Government ministry of France

The Ministry of Public Action and Accounts (French: Ministère de l'Action et des Comptes publics) is a ministry of the Government of France. It was created by President Nicolas Sarkozy in 2007, when he split the Ministry of Finance and the Economy into the Ministry of the Budget, Public Accounts and Civil Administration and the Ministry of the Economy, Industry and Employment. Éric Woerth became the first Budget Minister to have a dedicated ministry since Sarkozy himself in 1995.

==History==

Official logo

Woerth was entrusted with several missions and reforms to be led. The main reforms were to modify the statute of civil servants, to reduce the number of civil servants, to merge the taxation direction and the public compatibility services, to lead a general review of public policies, to reduce the budget deficit, to elaborate a new legislation on online bets.

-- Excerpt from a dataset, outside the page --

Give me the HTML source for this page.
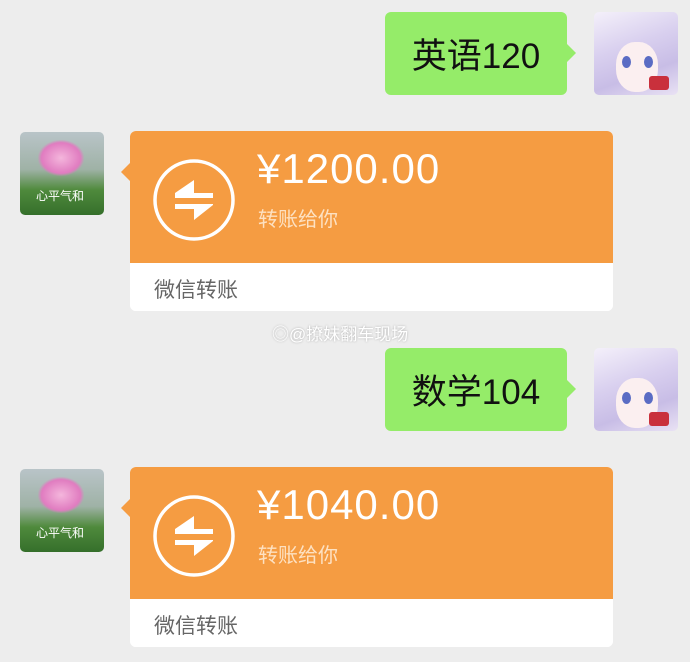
<!DOCTYPE html>
<html><head><meta charset="utf-8"><style>
body{margin:0;width:690px;height:662px;background:#ededed;position:relative;overflow:hidden;font-family:"Liberation Sans","Noto Sans CJK SC",sans-serif}
.abs{position:absolute}
.green{background:#95ec69;border-radius:6px;color:#111;font-size:35px;display:flex;align-items:center;justify-content:center}
.green:after{content:"";position:absolute;right:-9px;top:32px;border:9px solid transparent;border-right:0;border-left-color:#95ec69}
.av-r{border-radius:5px;background:linear-gradient(160deg,#f4f0fa 0%,#d9d0ef 40%,#c8bde6 70%,#e9e2f4 100%);overflow:hidden}
.av-l{border-radius:5px;background:linear-gradient(180deg,#b9c4c8 0%,#9fb2a6 45%,#4f8a3c 70%,#356f2b 100%);overflow:hidden}
.card{border-radius:6px;background:#fff}
.card .top{background:#f59c42;height:132px;position:relative}
.card:before{content:"";position:absolute;left:-9px;top:32px;border:9px solid transparent;border-left:0;border-right-color:#f59c42}
.amt{position:absolute;left:127px;top:14px;color:#fff;font-size:42px;letter-spacing:1px}
.sub{position:absolute;left:128px;top:72px;color:#fde1c2;font-size:20px}
.foot{color:#666;font-size:21px;padding:11px 0 0 24px;height:48px;box-sizing:border-box}
</style></head><body>

<div class="abs green" style="left:385px;top:12px;width:182px;height:83px">英语120</div>
<div class="abs av-r" style="left:594px;top:12px;width:84px;height:83px">
 <div class="abs" style="left:22px;top:30px;width:42px;height:50px;background:#fbeff0;border-radius:45%"></div>
 <div class="abs" style="left:28px;top:44px;width:9px;height:12px;background:#5a6cc4;border-radius:50%"></div>
 <div class="abs" style="left:50px;top:44px;width:9px;height:12px;background:#5a6cc4;border-radius:50%"></div>
 <div class="abs" style="left:55px;top:64px;width:20px;height:14px;background:#c9303c;border-radius:3px"></div>
</div>

<div class="abs av-l" style="left:20px;top:132px;width:84px;height:83px">
 <div class="abs" style="left:18px;top:8px;width:46px;height:36px;background:radial-gradient(#f4b6dc,#e07cc0 60%,transparent 72%)"></div>
 <div class="abs" style="left:16px;top:55px;color:#fff;font-size:12px">心平气和</div>
</div>
<div class="abs card" style="left:130px;top:131px;width:483px;height:180px">
 <div class="top" style="border-radius:6px 6px 0 0">
  <svg class="abs" style="left:22px;top:27px" width="84" height="84" viewBox="0 0 84 84"><circle cx="42" cy="42" r="39" fill="none" stroke="#fff" stroke-width="3.5"/><path d="M23 35L42 22V35H61V40H23Z M61 47L42 62V51H23V46H61Z" fill="#fff"/></svg>
  <div class="amt">¥1200.00</div><div class="sub">转账给你</div>
 </div>
 <div class="foot" style="background:#fff;border-radius:0 0 6px 6px">微信转账</div>
</div>

<div class="abs" style="left:272px;top:320px;color:#fff;font-size:17px;text-shadow:0 0 2px #aaa">◎@撩妹翻车现场</div>

<div class="abs green" style="left:385px;top:348px;width:182px;height:83px">数学104</div>
<div class="abs av-r" style="left:594px;top:348px;width:84px;height:83px">
 <div class="abs" style="left:22px;top:30px;width:42px;height:50px;background:#fbeff0;border-radius:45%"></div>
 <div class="abs" style="left:28px;top:44px;width:9px;height:12px;background:#5a6cc4;border-radius:50%"></div>
 <div class="abs" style="left:50px;top:44px;width:9px;height:12px;background:#5a6cc4;border-radius:50%"></div>
 <div class="abs" style="left:55px;top:64px;width:20px;height:14px;background:#c9303c;border-radius:3px"></div>
</div>

<div class="abs av-l" style="left:20px;top:469px;width:84px;height:83px">
 <div class="abs" style="left:18px;top:8px;width:46px;height:36px;background:radial-gradient(#f4b6dc,#e07cc0 60%,transparent 72%)"></div>
 <div class="abs" style="left:16px;top:55px;color:#fff;font-size:12px">心平气和</div>
</div>
<div class="abs card" style="left:130px;top:467px;width:483px;height:180px">
 <div class="top" style="border-radius:6px 6px 0 0">
  <svg class="abs" style="left:22px;top:27px" width="84" height="84" viewBox="0 0 84 84"><circle cx="42" cy="42" r="39" fill="none" stroke="#fff" stroke-width="3.5"/><path d="M23 35L42 22V35H61V40H23Z M61 47L42 62V51H23V46H61Z" fill="#fff"/></svg>
  <div class="amt">¥1040.00</div><div class="sub">转账给你</div>
 </div>
 <div class="foot" style="background:#fff;border-radius:0 0 6px 6px">微信转账</div>
</div>
</body></html>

Budget Minister Jérôme Cahuzac was reattached to the Ministry of the Economy and Finance in 2012; the ministry took its current name and was reestablished again in 2017. It is housed at Bercy, sharing the Economy and Finance Ministry's building on the Seine.

In the government of Prime Minister Jean Castex, Minister for Public Accounts was a junior title held by Olivier Dussopt. Although the officeholder was present at the Council of Ministers, he was administratively attached to the Minister of the Economy, Finance and Recovery, Bruno Le Maire.

==Tasks==

The Minister of Public Action and Accounts supervises:
- the preparation of the finance law (budget) with the help of his colleague the Minister of the Economy and Finance in taxation ruling matters, he requires the Board for Tax Policy of the Direction générale des Finances Publiques), which is then submitted to Parliament for amendment and final approval;
- the taxation system;
- the accounting of the State and all public bodies (by the Direction générale des Finances Publiques).

The French taxation system is supervised by two separate board:
- the Direction générale des Finances Publiques for tax evaluation and collecting taxes such as VAT or corporate tax, income tax or local taxes based on estate locative value.
- the Direction générale des douanes et des droits indirects for custom, for tax on petrol and fuels and for special indirect taxes such as taxes on alcohol, tobacco);
The taxation information system are being modernised by the so-called Copernic tax project.

By delegation of the Prime Minister, he supervises also the Public Services (essentially statutes and salaries of the State, local and hospital Public Services) and the modernisation of the State (including computing means).

He is responsible with their colleagues for Health, Youth and Sport and for Labour, Labour Relations and Solidarity of the equilibrium of social accounts.